#### PROBLEM
Give only one thing: the number of lines that include the word "screenshot".

#### INFORMATION PROVIDED
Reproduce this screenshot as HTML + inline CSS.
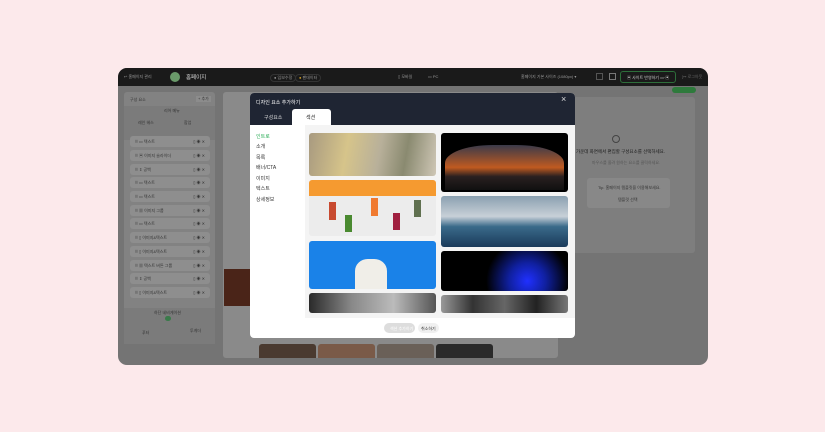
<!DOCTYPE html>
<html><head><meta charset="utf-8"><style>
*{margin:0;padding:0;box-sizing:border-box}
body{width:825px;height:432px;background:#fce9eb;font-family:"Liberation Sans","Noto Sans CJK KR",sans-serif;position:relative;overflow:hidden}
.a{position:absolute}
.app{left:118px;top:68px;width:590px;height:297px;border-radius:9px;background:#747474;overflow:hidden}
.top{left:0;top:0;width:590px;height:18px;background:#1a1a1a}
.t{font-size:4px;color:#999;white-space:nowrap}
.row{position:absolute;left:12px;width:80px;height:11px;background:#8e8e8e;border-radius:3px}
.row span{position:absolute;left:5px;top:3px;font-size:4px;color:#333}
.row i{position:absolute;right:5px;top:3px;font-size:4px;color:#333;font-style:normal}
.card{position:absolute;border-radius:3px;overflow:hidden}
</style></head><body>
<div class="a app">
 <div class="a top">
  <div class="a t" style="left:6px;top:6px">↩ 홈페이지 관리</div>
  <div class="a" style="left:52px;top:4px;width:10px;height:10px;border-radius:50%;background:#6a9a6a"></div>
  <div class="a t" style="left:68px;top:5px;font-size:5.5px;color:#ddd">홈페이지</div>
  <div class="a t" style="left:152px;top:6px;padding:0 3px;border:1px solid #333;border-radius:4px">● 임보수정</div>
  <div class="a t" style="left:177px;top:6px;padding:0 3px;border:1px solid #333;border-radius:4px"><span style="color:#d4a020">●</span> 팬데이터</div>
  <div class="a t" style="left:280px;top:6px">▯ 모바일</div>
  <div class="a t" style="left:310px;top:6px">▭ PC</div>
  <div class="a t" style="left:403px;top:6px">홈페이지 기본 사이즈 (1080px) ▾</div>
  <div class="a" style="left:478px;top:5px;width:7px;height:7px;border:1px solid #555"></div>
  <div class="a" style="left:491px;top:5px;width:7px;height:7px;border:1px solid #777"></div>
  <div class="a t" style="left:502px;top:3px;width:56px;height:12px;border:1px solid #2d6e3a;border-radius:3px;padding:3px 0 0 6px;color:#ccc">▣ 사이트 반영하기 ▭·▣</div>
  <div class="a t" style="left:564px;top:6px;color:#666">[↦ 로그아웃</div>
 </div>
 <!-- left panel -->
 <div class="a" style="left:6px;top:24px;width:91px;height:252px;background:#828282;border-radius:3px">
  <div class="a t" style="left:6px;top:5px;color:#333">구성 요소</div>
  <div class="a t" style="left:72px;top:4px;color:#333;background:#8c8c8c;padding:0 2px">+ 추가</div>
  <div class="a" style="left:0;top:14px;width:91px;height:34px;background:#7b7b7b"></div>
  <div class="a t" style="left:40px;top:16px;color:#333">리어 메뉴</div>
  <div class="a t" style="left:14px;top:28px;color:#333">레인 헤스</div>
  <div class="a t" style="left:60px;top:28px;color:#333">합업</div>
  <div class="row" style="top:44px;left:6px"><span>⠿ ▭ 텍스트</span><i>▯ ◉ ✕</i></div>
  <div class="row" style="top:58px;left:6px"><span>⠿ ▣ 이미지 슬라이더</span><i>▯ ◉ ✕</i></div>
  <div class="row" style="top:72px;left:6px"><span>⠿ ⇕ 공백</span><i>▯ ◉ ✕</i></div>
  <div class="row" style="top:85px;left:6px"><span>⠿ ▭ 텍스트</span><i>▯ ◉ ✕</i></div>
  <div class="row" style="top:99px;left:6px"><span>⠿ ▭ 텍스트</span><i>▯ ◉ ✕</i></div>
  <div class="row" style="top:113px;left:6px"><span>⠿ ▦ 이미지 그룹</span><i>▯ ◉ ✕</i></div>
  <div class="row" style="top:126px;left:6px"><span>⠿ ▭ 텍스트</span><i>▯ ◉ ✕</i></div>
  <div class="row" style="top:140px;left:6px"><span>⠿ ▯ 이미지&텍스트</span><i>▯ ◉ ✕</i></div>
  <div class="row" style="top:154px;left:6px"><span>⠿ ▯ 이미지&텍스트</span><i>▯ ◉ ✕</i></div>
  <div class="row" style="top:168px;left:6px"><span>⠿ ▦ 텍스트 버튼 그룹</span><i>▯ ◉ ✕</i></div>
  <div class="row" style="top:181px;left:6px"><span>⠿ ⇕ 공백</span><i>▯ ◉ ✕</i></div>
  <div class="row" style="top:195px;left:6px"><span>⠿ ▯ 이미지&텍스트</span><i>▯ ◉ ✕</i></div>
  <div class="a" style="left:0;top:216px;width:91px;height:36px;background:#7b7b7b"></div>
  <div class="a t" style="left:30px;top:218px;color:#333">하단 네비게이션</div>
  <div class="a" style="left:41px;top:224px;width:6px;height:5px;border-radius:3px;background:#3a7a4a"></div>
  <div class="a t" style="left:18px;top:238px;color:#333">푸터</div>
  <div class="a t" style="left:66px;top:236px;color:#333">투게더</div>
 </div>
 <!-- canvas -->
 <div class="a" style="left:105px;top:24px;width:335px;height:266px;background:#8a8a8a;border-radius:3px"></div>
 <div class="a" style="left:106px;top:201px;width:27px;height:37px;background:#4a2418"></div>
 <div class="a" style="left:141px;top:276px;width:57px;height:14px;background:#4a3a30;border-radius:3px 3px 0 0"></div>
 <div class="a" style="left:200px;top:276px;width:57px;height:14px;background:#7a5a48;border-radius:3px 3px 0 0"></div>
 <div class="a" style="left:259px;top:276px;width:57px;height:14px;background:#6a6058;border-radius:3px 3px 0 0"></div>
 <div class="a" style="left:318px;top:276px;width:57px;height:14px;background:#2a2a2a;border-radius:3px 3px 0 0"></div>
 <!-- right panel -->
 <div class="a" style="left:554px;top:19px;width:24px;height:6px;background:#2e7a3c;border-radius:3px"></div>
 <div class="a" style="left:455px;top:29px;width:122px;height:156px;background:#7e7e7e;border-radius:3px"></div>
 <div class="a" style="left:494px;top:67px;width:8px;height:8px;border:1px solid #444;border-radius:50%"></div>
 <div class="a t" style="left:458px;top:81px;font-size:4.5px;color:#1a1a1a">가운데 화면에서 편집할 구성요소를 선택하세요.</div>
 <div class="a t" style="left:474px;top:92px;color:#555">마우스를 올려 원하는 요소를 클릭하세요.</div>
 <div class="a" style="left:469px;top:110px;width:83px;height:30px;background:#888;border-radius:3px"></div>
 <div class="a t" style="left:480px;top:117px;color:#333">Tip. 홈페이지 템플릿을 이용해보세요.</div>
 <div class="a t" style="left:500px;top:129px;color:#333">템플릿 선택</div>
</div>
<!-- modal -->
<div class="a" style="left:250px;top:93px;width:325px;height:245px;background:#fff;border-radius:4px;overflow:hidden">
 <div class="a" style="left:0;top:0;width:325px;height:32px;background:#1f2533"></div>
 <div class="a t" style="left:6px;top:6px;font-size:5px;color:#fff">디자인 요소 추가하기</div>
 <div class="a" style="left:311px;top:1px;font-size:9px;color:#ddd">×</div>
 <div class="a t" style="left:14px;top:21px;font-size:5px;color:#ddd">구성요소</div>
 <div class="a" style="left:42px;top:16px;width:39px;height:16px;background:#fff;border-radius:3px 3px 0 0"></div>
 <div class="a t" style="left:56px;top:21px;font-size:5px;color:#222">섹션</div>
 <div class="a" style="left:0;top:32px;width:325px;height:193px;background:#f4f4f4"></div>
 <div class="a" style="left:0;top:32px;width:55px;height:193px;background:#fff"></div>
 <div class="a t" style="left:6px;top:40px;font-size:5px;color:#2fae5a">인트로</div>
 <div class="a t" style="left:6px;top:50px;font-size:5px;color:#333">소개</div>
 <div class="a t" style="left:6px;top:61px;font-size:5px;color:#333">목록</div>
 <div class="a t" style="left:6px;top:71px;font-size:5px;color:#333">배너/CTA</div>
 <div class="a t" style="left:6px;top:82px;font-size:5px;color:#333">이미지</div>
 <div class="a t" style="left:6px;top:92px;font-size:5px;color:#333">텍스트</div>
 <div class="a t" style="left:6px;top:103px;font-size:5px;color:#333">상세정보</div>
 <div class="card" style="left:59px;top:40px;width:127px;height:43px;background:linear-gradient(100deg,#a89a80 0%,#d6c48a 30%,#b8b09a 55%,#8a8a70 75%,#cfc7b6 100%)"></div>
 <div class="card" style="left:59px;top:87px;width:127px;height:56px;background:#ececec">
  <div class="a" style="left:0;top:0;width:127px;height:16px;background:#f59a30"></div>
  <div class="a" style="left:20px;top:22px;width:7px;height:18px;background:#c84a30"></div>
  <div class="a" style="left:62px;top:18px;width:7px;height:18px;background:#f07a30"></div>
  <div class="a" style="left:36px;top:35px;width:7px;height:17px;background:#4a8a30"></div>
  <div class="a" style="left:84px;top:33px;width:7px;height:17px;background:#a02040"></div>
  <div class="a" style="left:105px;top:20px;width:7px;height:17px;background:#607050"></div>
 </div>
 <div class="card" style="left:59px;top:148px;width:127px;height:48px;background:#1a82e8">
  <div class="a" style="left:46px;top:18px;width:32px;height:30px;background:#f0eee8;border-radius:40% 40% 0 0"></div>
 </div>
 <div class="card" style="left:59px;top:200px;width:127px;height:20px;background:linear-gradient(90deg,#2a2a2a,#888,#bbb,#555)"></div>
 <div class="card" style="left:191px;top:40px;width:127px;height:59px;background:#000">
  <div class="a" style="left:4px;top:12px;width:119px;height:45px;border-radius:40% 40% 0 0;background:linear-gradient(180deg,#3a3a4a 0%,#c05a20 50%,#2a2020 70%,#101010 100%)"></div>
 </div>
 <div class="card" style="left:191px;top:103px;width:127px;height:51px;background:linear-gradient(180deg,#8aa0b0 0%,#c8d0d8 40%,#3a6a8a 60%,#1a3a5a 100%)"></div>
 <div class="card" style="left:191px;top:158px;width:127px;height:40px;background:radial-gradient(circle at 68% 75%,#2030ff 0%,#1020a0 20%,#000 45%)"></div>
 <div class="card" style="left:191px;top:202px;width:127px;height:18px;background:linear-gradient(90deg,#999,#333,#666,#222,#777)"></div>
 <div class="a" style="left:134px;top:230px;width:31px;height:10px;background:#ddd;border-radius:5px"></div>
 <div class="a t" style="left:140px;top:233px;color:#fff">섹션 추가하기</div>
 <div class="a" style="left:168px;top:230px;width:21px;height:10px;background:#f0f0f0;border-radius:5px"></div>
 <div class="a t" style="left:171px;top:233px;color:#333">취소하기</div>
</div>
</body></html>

==

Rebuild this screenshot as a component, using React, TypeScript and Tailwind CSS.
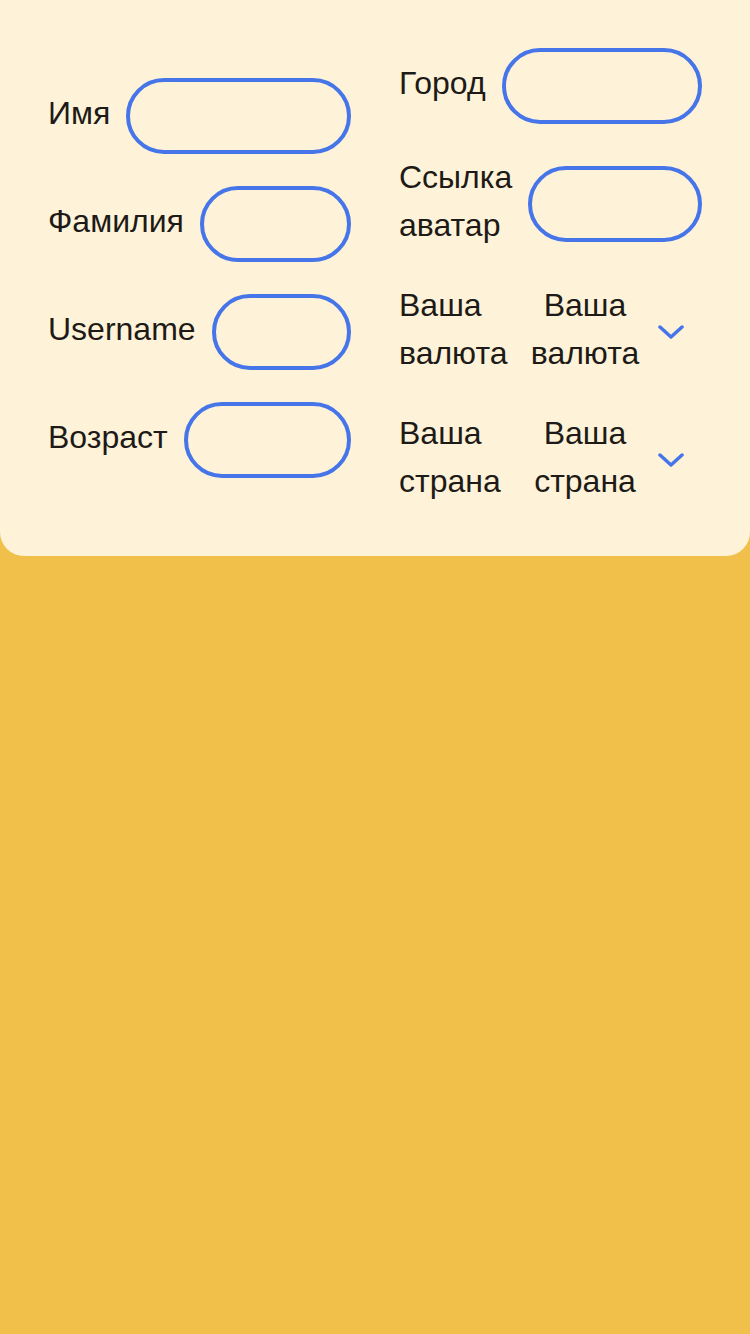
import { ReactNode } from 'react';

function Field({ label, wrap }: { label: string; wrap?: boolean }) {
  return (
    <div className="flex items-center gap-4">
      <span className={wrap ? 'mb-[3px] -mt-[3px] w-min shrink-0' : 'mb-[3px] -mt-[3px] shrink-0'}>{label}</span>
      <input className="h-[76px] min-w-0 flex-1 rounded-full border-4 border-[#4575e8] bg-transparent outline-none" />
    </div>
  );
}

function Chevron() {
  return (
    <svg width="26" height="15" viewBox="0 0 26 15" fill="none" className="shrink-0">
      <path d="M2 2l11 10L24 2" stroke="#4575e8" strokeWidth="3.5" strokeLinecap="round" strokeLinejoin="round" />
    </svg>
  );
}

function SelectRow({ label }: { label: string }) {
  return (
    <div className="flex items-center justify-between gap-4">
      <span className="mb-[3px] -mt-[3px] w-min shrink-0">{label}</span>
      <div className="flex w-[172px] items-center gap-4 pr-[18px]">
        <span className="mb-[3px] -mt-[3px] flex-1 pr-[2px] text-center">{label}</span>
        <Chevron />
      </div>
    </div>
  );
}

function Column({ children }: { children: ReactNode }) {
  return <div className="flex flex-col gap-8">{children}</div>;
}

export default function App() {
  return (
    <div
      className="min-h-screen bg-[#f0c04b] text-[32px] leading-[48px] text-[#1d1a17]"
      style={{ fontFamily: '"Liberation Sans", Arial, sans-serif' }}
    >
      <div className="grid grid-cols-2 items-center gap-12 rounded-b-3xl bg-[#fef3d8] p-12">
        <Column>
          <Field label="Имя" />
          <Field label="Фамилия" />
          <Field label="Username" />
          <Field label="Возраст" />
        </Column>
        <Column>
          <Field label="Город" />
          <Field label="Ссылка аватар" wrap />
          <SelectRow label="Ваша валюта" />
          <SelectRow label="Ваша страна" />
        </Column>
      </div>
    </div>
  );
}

#### SOLUTION FOR THIS PROBLEM
2